The Risky People Of London City

Like all empires, in the end, the criminal classes always commit the murdering of the top layers of whoever is trying to run things.

This is why ET Aliens do not make themselves apparent here. They are here but they are not obviously seen anywhere.

The human race is this mixed up grouping of many different kinds of personalities, some of which cannot ever be retrieved from the degradation of their inner natures.

Like wild animals they are motivated by the instant reward only. 

'The Firebird.'
Leading diamantaire, Laurence Graff bought
it from ALROSA, the Russian
diamond miner.

They do not look ahead very far, and they cannot see ahead very far at all.

In the human world they can often tend to rule - fundamentally because they will kill their opposition to exert power over the rest of the people there.

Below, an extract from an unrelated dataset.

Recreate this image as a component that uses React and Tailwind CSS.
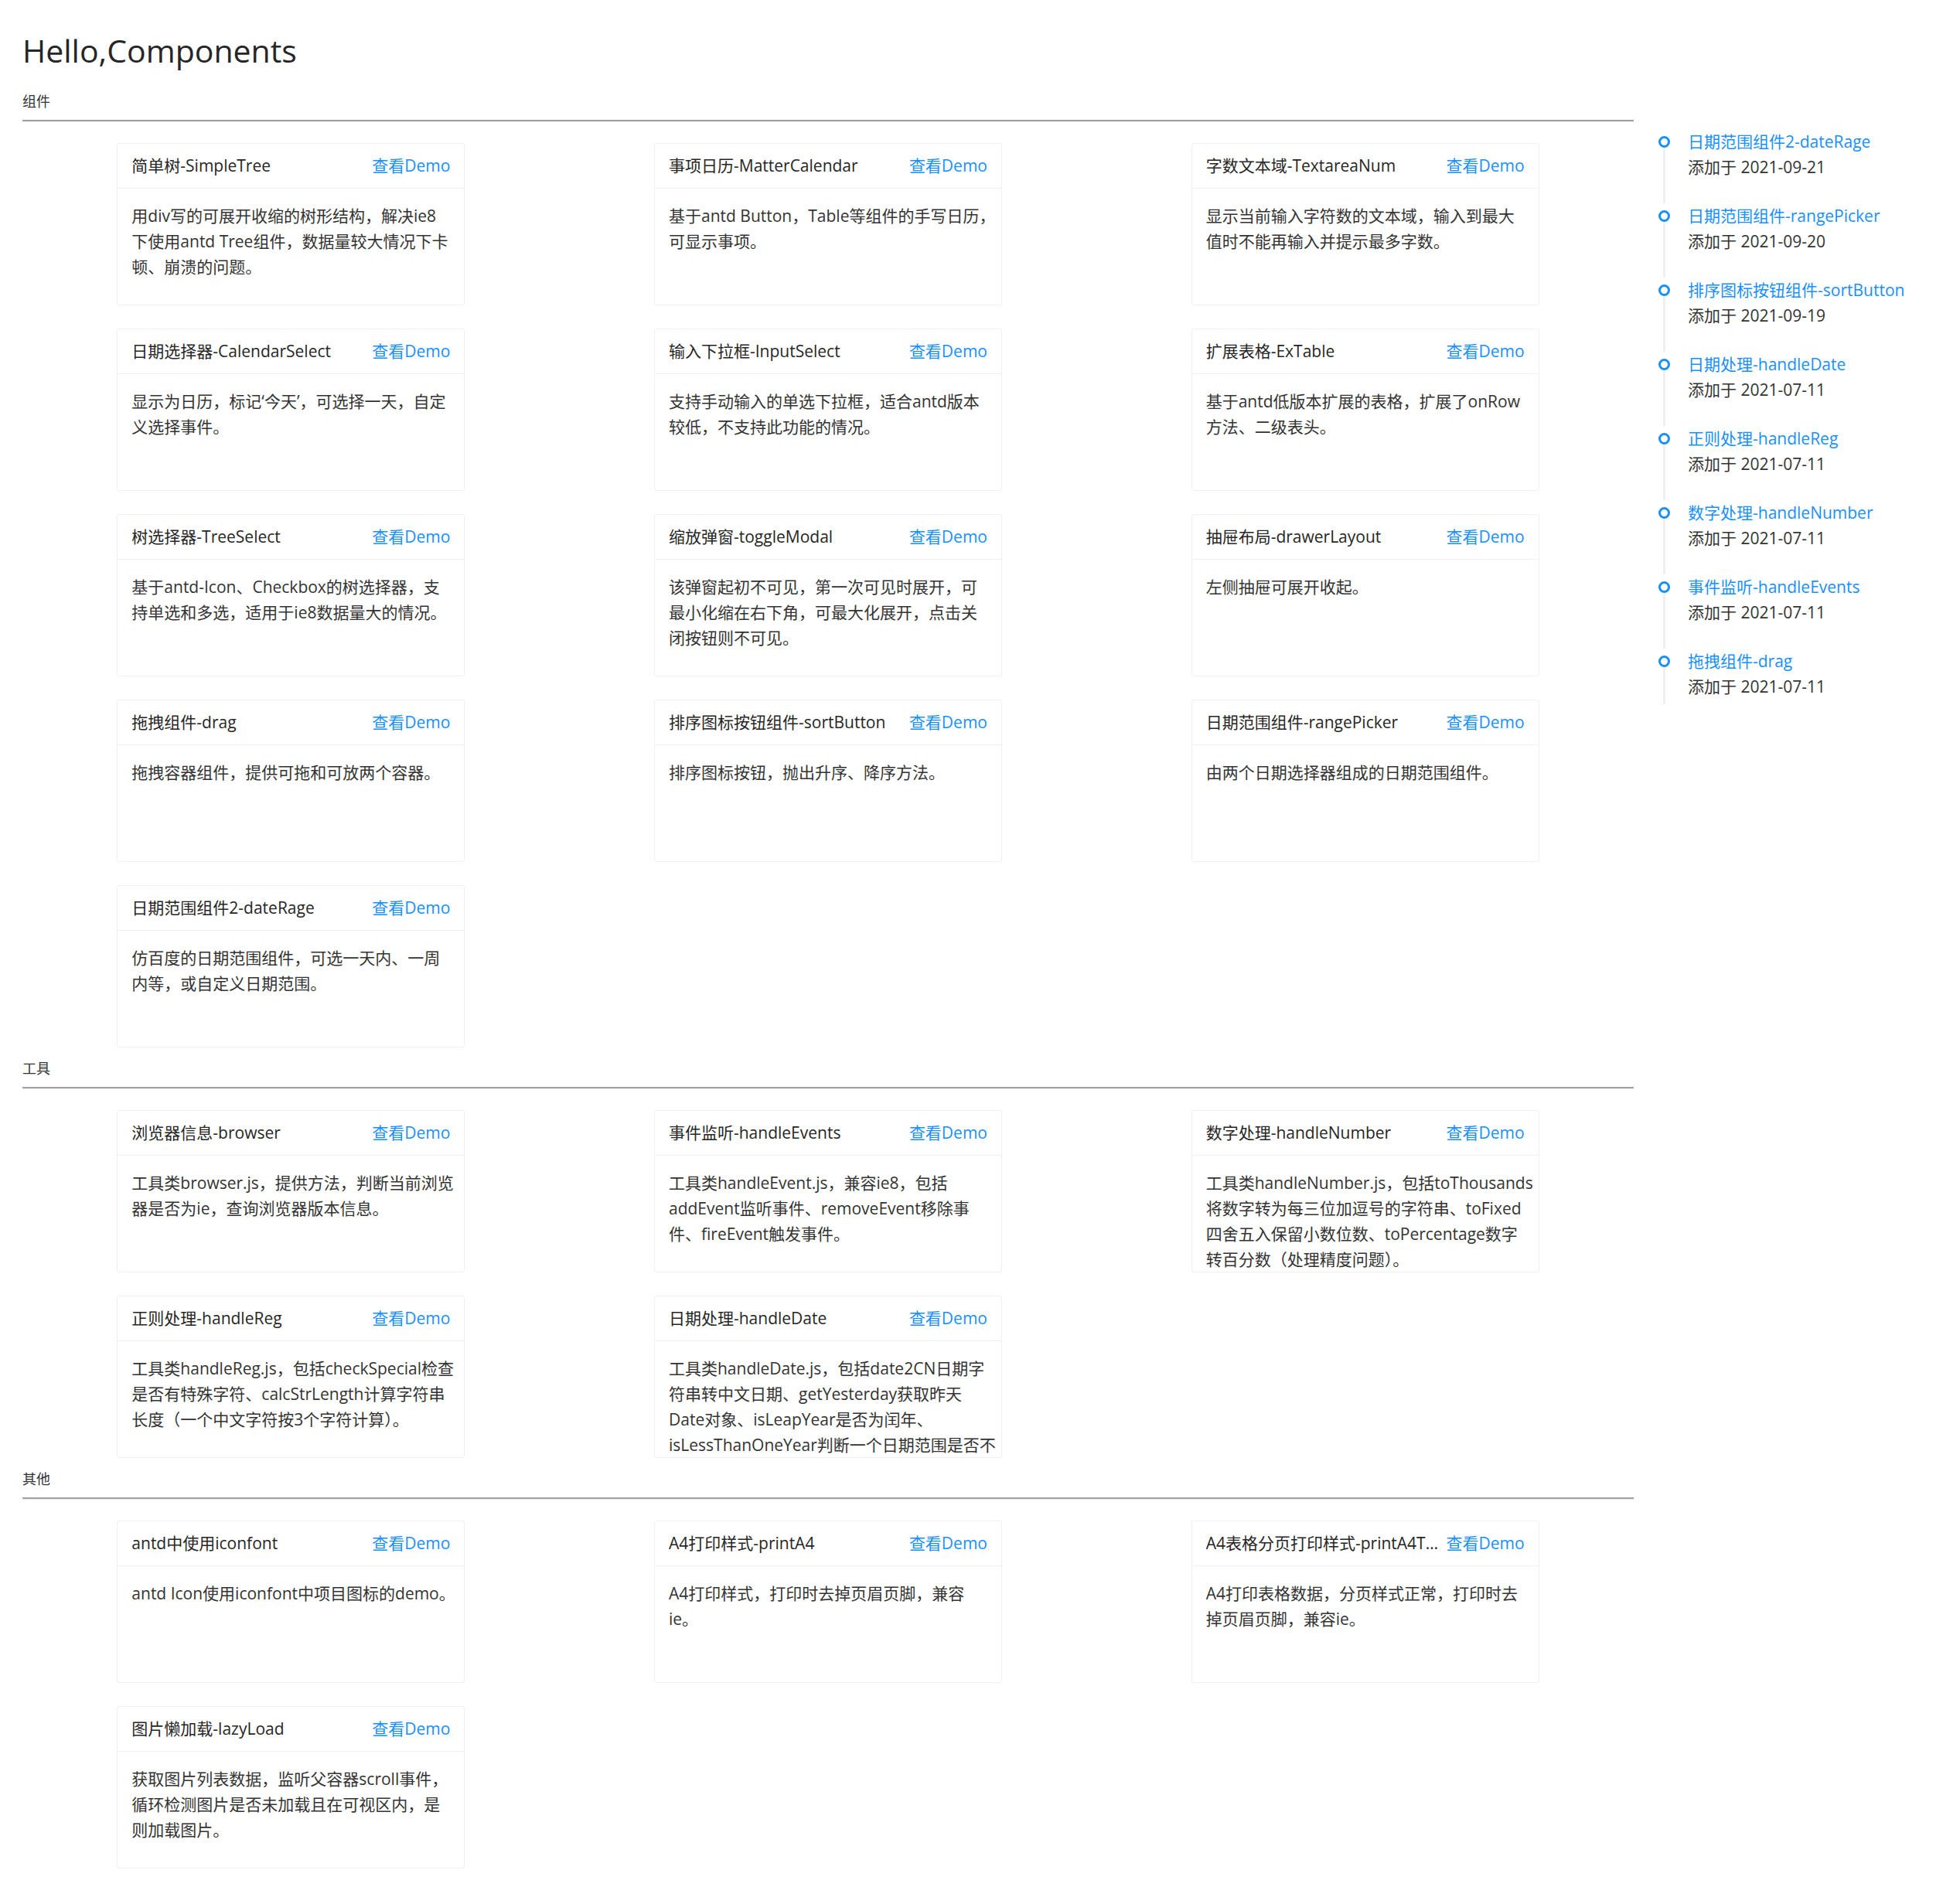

These characters take everything that is left over, left lying around, after they have done away with whoever it was they had murdered - who actually put it all together.

And then, they build tombs thereafter, of which they are the 'pharaohs.'

...If you look at the death of Edmond Safra in Monaco in 1999, you will observe many strange things. And too much money.

Today, the Safra Banking Group is huge. 

So is the Cadogan empire. Cadogan - the earls of -, own more or less all of Kensington, Sloane Square, all of that and much more too. These places are all empty right now. The merchants are gone, the shopping is dead, the Russian oligarchs have been dispossessed of their properties and their football clubs...

But still, you are meant to believe they are 'wealthy.' 

The rest of the criminal classes in London town, of which there are many - from senior academia, all of the politicians without exception, the most senior police, and the weapons business, which naturally includes the secret services particularly - all look upon the Safras and the Cadogans and their apparent obscene money, and lust after it.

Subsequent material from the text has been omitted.